By Juan Williams - 03/07/11 11:16 AM EST
There’s a cynical national game of racial politics under way in the congressional redistricting process.
Reapportionment is always political, with Democrats and Republicans trying to redraw the lines of representation to their own advantage. But the startling rise in Hispanic population revealed in the 2010 census is creating an alarming new structure in which minorities get less, not more, voice in Congress.
In Congress, Latino politics over the last decade has been defined by limited roles. A small number of Hispanic Republicans, now eight, line up with the GOP only because of mutual hatred of Cuban dictator Fidel Castro. The clear majority of Hispanics in Congress are the 17 Democrats who form the reliably liberal Congressional Hispanic Caucus.
Now the role of Hispanic power in Congress is about to change again. This time it will be defined by the placement of the rapidly rising number of Hispanic voters as the new districts are drawn.
One approach, articulated by the syndicated columnist Ruben Navarrette Jr. at February’s national conference of the U.S. Hispanic Leadership Institute, is for Hispanics to champion creation of districts with dense Hispanic populations so as to deliver more seats to Hispanic politicians.
The second approach, which I supported at the Chicago conference, argues that Hispanic political power will be better served if it is spread out in the redistricting process over several congressional districts. This would force politicians of every color and both political parties to pay attention to the concerns of Hispanic voters.
Navarrette’s reply to my point of view was simple and honest: Hispanic politicians return his phone calls. White politicians (including those with large numbers of Hispanics in their district) do not.
The Hispanic political community has a decision to make. Do they play by the old rules and seek the highest possible number of Hispanic congressmen? Or do they change the rules? With sharply increased numbers Hispanics have the power to become a sought-after swing vote, a moderating influence on the polarized politics caused by so many hard-right majority-white conservative districts and the smaller number of hard-left black and Latino districts.
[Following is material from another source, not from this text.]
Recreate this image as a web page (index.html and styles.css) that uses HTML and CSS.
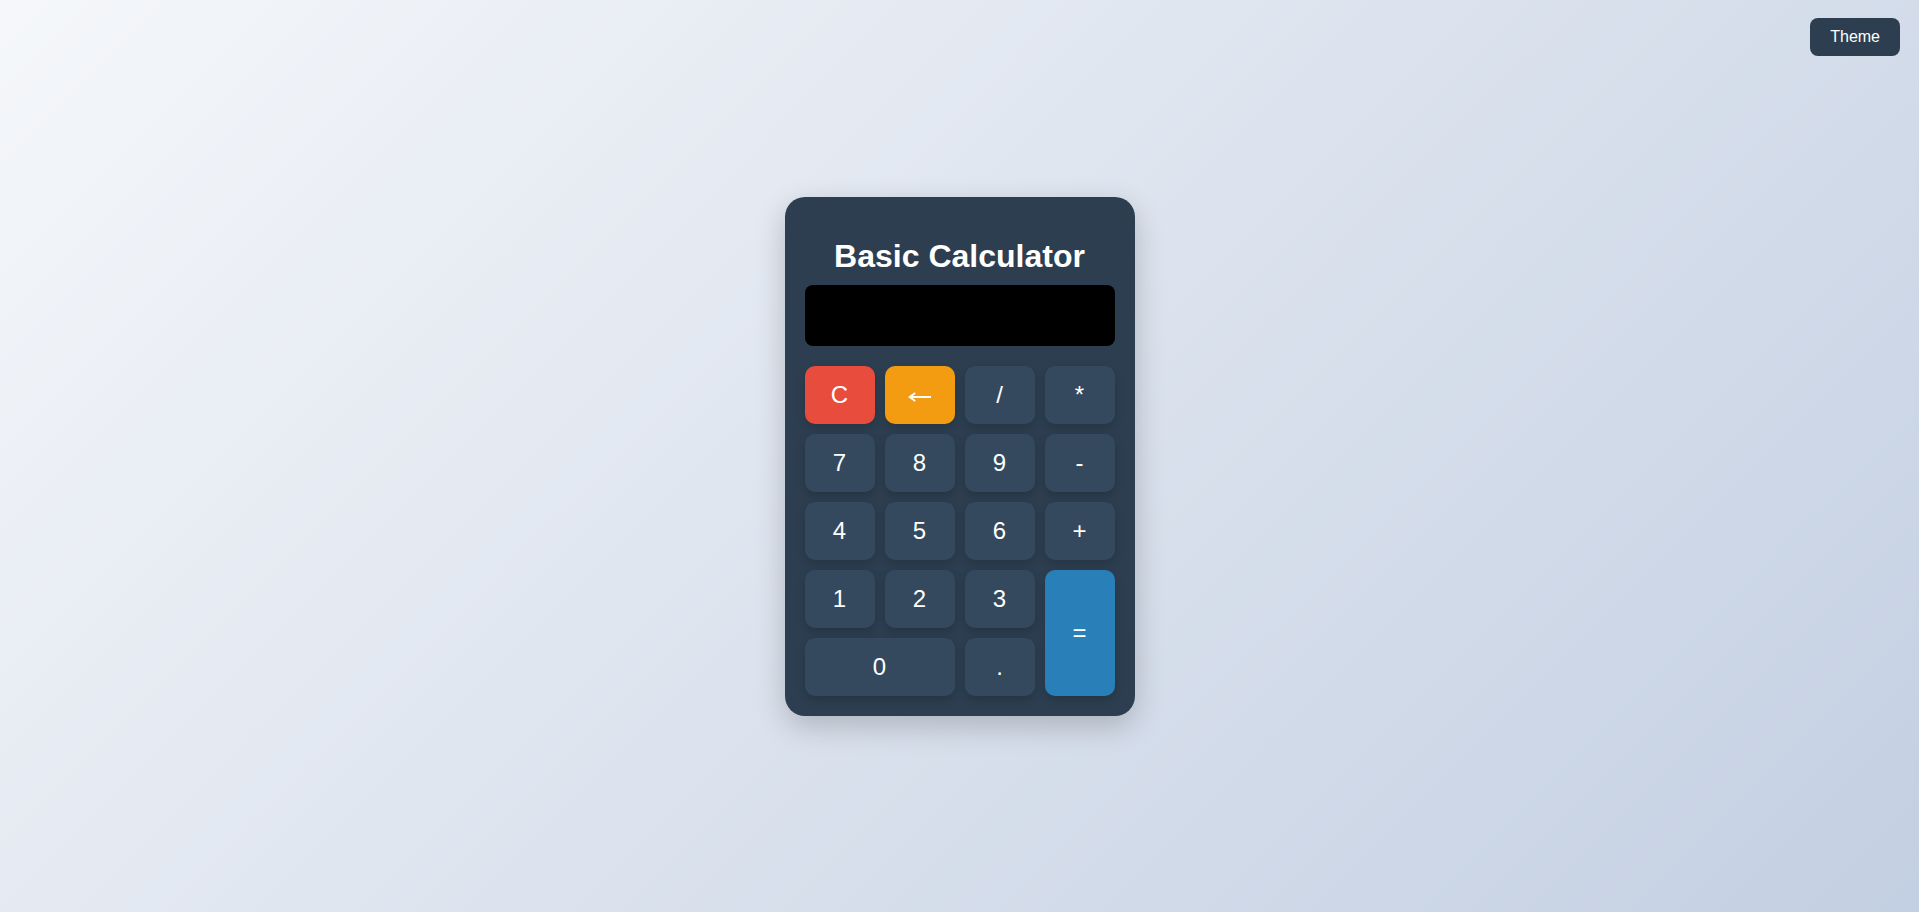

We had a display of the old racial order in last year’s midterms. After that election, Republicans control almost two-thirds of the districts where whites are 70 percent of the population. In districts that are more than 40 percent minority, Democrats outpace Republicans 106 to 36.
Writing in the National Journal recently, journalist Ron Brownstein observed that, based on the latest Census numbers, almost exactly half of all House members now represent districts where minorities constitute more than 30 percent of the population. Only a quarter of House districts were that diverse in 1992. In the Senate, there are now 20 states where African-Americans and Hispanics make up more than 30 percent of the population. In 1992, there were only nine such states.
William Frey, a demographer at the Brookings Institution, tells me the latest Census shows that states that already had large Hispanic populations will be gaining seats. That means that traditionally red, Republican states such as Texas, Florida, Arizona and even Nevada will be trending to a more purple hue. The question is how to reflect that new reality in Congress.
The argument has a history.
Republicans long ago decided the best way to assure themselves of safe Republican seats is to devise congressional districts with concentrated populations of white voters. The Republicans, who this year have overwhelming control of the redistricting process because they control most state houses, have been willing to give away a few seats to Democrats by concentrating black voters in separate districts. They are content to win the big haul of congressional seats that comes from dominating the larger white vote.
So, as the minority population has increased over the last 30 years, the result of redistricting efforts has been to grow the number of safe Republican seats dominated by white voters while also increasing the size of the Congressional Black Caucus and the Congressional Hispanic Caucus.
Most Americans, I think, want to see members of Congress taking action to solve problems regardless of their race or the racial makeup of their constituencies. And most minorities want to avoid being ignored or boxed in as predictable liberal votes.
The trouble is that politicians, Democrats and Republicans, no matter their skin color, run this redistricting game and they want to win votes, retain power and get their phone calls returned. Ending political polarization and giving minorities more voice in Congress are not high on their list of priorities.
Juan Williams is an author and political analyst for Fox News Channel.